**Pages as source code**.
★ ★ ★
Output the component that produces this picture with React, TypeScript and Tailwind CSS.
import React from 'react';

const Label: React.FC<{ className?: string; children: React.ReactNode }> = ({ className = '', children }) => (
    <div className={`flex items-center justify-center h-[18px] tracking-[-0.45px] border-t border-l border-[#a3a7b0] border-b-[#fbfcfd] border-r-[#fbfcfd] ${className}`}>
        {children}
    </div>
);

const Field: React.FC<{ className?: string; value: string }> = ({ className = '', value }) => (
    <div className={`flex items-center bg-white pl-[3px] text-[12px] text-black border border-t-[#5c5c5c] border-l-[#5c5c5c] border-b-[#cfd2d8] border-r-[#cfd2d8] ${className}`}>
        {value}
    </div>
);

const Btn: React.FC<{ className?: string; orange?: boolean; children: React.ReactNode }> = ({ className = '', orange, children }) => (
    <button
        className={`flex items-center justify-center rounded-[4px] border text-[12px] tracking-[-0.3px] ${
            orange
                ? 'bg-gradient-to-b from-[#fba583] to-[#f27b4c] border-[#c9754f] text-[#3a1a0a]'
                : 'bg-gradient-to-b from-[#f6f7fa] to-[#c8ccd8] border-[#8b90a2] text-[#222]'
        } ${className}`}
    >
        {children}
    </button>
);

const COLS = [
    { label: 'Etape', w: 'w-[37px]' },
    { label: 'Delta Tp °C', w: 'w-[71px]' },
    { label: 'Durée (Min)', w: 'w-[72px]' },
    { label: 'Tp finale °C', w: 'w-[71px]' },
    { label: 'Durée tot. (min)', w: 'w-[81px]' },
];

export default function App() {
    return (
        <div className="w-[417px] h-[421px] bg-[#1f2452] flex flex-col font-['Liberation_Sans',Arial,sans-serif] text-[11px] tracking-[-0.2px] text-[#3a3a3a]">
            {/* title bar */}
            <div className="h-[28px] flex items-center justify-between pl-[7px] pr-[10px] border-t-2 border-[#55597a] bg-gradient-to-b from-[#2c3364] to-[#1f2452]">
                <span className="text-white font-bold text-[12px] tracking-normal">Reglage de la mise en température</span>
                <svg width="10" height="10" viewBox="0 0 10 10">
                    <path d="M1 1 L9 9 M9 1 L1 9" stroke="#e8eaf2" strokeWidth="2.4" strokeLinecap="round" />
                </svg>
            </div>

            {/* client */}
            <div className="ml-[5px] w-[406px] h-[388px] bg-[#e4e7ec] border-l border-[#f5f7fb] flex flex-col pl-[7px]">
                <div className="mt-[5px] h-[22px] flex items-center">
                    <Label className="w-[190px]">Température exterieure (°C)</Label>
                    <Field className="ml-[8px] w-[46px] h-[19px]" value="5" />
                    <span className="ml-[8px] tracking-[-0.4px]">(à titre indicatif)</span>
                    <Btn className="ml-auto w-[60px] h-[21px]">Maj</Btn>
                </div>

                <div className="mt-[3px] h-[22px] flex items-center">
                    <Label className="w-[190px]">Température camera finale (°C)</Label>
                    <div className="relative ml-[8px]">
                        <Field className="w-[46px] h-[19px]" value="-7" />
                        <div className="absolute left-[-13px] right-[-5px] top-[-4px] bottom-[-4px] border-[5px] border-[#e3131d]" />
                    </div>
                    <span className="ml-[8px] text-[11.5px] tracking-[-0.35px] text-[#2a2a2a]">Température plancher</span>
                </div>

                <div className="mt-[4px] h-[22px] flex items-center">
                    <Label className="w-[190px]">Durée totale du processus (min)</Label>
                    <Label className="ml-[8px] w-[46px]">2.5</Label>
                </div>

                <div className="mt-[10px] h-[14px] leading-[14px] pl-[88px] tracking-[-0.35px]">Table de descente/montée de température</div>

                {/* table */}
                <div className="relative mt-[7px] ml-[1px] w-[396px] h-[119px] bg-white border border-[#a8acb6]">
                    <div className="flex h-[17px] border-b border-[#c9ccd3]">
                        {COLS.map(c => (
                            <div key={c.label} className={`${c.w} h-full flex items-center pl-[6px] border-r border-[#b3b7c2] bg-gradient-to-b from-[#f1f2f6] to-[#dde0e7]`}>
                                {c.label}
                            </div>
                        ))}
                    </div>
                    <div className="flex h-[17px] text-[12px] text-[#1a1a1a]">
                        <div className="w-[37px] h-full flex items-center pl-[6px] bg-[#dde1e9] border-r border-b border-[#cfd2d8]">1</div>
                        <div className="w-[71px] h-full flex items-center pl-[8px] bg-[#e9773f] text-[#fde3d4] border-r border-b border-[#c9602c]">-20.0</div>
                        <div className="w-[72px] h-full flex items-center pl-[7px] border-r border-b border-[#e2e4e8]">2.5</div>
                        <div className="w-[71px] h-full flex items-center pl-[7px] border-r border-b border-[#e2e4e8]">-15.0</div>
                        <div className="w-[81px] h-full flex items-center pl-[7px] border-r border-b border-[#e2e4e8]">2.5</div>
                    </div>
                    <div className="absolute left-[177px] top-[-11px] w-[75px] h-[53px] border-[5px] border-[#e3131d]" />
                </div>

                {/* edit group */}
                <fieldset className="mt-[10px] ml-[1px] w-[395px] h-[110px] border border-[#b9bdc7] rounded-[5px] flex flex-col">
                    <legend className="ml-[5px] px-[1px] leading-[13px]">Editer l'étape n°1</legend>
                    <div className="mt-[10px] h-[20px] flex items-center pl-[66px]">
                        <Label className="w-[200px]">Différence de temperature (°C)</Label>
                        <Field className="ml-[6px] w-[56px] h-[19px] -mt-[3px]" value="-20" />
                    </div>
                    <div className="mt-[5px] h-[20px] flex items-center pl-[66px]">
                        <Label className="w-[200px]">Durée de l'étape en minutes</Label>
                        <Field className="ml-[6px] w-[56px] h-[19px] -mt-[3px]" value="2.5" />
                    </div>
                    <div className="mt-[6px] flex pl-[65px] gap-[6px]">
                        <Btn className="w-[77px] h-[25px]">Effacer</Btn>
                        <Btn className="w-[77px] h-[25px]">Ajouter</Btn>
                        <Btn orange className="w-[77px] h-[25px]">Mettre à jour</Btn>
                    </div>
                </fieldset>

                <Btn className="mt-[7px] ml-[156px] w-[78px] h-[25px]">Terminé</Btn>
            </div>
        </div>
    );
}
★ ★ ★
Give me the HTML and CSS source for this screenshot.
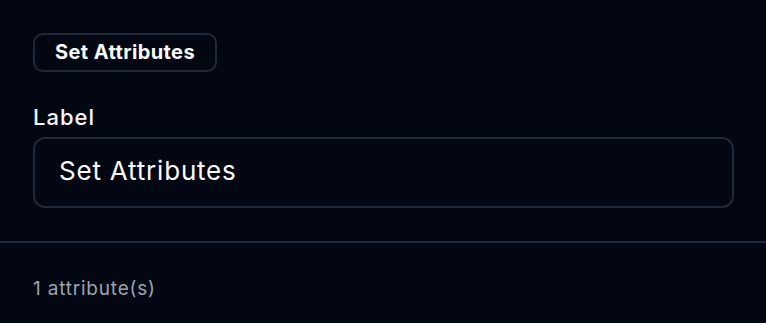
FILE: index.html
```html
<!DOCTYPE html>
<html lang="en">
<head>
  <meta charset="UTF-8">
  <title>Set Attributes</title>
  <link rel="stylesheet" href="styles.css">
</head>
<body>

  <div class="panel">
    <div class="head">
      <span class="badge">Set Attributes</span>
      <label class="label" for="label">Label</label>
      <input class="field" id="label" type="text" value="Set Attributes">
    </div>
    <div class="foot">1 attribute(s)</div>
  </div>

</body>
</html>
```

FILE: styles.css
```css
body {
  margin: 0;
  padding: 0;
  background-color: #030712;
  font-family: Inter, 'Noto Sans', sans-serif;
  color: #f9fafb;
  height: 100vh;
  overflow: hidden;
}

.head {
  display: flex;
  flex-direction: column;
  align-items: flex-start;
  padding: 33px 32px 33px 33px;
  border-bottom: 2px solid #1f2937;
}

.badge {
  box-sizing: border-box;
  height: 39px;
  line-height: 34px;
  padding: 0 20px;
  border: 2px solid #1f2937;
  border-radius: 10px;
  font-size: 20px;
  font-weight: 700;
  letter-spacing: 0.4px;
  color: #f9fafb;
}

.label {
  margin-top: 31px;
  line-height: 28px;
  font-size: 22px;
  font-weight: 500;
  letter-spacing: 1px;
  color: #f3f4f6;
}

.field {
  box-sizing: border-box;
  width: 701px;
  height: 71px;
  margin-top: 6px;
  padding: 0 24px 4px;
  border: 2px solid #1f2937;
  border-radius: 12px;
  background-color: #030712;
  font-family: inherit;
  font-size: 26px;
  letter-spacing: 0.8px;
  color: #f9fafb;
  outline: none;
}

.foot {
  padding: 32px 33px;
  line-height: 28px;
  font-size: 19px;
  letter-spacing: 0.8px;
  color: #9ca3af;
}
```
★ ★ ★
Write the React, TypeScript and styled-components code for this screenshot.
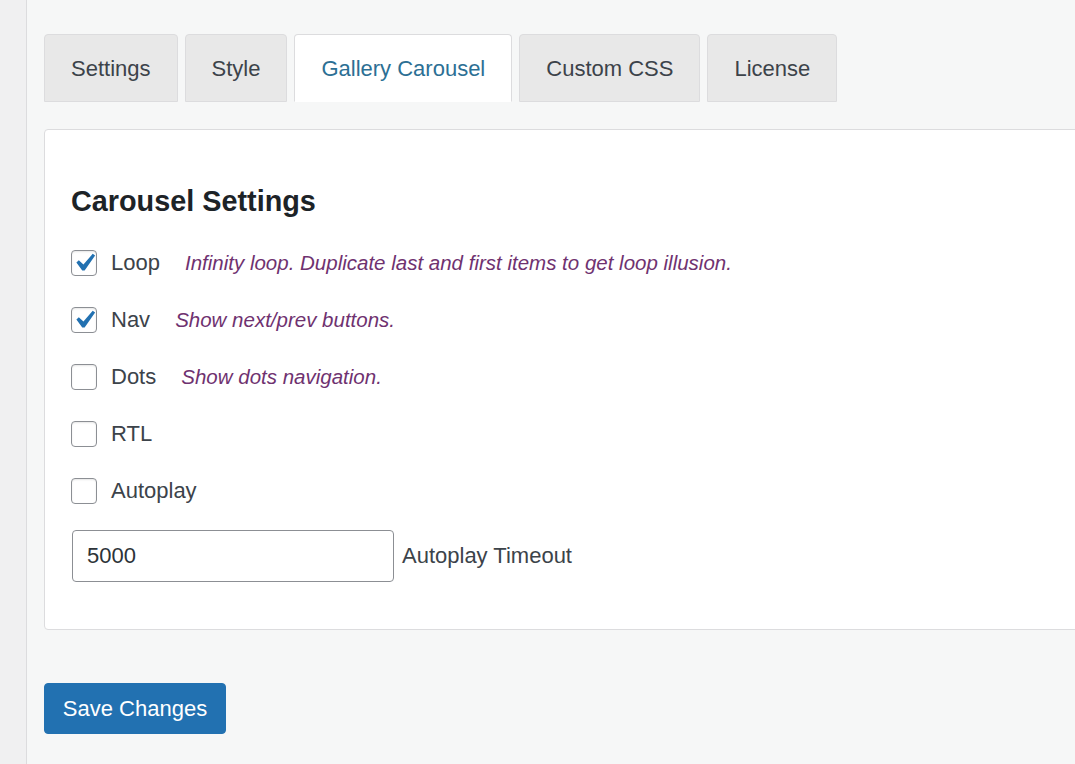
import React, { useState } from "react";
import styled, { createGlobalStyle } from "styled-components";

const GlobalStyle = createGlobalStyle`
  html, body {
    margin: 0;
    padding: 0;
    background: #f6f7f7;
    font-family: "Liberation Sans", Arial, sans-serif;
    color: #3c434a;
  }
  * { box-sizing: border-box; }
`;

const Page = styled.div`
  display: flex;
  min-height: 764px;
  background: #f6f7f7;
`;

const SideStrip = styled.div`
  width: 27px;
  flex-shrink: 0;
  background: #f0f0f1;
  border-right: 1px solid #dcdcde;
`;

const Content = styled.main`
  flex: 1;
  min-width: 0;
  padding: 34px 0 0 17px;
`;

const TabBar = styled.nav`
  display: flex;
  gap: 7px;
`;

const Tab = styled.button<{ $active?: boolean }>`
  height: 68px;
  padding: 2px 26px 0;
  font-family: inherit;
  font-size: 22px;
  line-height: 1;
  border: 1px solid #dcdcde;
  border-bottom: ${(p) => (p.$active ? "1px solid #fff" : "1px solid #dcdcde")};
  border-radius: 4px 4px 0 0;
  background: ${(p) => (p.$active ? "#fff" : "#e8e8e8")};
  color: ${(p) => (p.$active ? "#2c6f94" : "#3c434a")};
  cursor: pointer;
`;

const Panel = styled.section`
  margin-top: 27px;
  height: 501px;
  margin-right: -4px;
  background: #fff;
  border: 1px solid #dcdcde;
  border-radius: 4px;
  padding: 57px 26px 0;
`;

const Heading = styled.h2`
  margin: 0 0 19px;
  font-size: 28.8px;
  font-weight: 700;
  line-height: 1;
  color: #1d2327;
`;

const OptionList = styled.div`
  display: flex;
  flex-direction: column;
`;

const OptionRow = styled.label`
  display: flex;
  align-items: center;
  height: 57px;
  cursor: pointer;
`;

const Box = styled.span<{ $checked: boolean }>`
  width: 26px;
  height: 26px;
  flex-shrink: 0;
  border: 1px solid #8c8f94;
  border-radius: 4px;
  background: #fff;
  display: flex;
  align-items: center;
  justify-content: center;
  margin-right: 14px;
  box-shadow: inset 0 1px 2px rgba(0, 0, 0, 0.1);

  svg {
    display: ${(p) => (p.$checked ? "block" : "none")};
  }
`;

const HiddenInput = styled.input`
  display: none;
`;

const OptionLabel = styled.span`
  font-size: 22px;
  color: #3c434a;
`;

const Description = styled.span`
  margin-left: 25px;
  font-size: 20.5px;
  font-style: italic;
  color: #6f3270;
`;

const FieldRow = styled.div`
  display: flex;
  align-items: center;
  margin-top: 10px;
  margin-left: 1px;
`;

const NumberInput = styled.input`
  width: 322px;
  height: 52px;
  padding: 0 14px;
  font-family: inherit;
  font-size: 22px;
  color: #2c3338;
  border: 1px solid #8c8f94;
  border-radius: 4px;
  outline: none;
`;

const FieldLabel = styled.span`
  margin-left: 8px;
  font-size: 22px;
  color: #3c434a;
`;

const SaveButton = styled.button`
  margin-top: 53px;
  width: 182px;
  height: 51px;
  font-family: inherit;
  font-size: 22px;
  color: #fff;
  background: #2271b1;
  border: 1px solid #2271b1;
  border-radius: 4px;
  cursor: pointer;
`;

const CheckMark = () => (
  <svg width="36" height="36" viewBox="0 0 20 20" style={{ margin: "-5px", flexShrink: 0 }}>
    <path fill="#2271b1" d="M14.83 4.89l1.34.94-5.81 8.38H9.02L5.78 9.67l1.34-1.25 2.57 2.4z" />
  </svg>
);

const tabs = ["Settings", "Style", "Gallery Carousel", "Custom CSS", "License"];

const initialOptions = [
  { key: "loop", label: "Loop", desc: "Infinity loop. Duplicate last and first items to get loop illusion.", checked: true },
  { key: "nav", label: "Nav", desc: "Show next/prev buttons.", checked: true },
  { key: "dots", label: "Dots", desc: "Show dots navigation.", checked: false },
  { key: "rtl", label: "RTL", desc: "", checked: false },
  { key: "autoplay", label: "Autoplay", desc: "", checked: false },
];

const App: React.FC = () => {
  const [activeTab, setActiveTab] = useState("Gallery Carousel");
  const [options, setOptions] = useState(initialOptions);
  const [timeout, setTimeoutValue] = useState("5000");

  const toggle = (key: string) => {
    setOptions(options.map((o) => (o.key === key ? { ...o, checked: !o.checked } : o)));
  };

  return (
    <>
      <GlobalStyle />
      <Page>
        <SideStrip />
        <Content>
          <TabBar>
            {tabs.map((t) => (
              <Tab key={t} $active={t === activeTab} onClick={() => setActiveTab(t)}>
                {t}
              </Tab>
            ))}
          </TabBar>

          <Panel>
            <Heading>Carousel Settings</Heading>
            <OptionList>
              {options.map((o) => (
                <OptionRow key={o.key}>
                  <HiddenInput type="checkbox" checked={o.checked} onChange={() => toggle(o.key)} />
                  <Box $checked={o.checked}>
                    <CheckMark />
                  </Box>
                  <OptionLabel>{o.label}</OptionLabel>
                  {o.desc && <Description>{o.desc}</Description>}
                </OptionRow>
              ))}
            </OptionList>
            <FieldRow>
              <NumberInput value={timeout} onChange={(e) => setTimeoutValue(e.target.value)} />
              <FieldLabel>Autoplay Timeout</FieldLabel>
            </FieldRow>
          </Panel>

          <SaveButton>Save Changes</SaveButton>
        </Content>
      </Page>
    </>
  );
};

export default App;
★ ★ ★
**Objective**.
Copy out each line of the material that holds the word "screenshot".

**Full output**.
Give me the HTML and CSS source for this screenshot.
Write the React, TypeScript and styled-components code for this screenshot.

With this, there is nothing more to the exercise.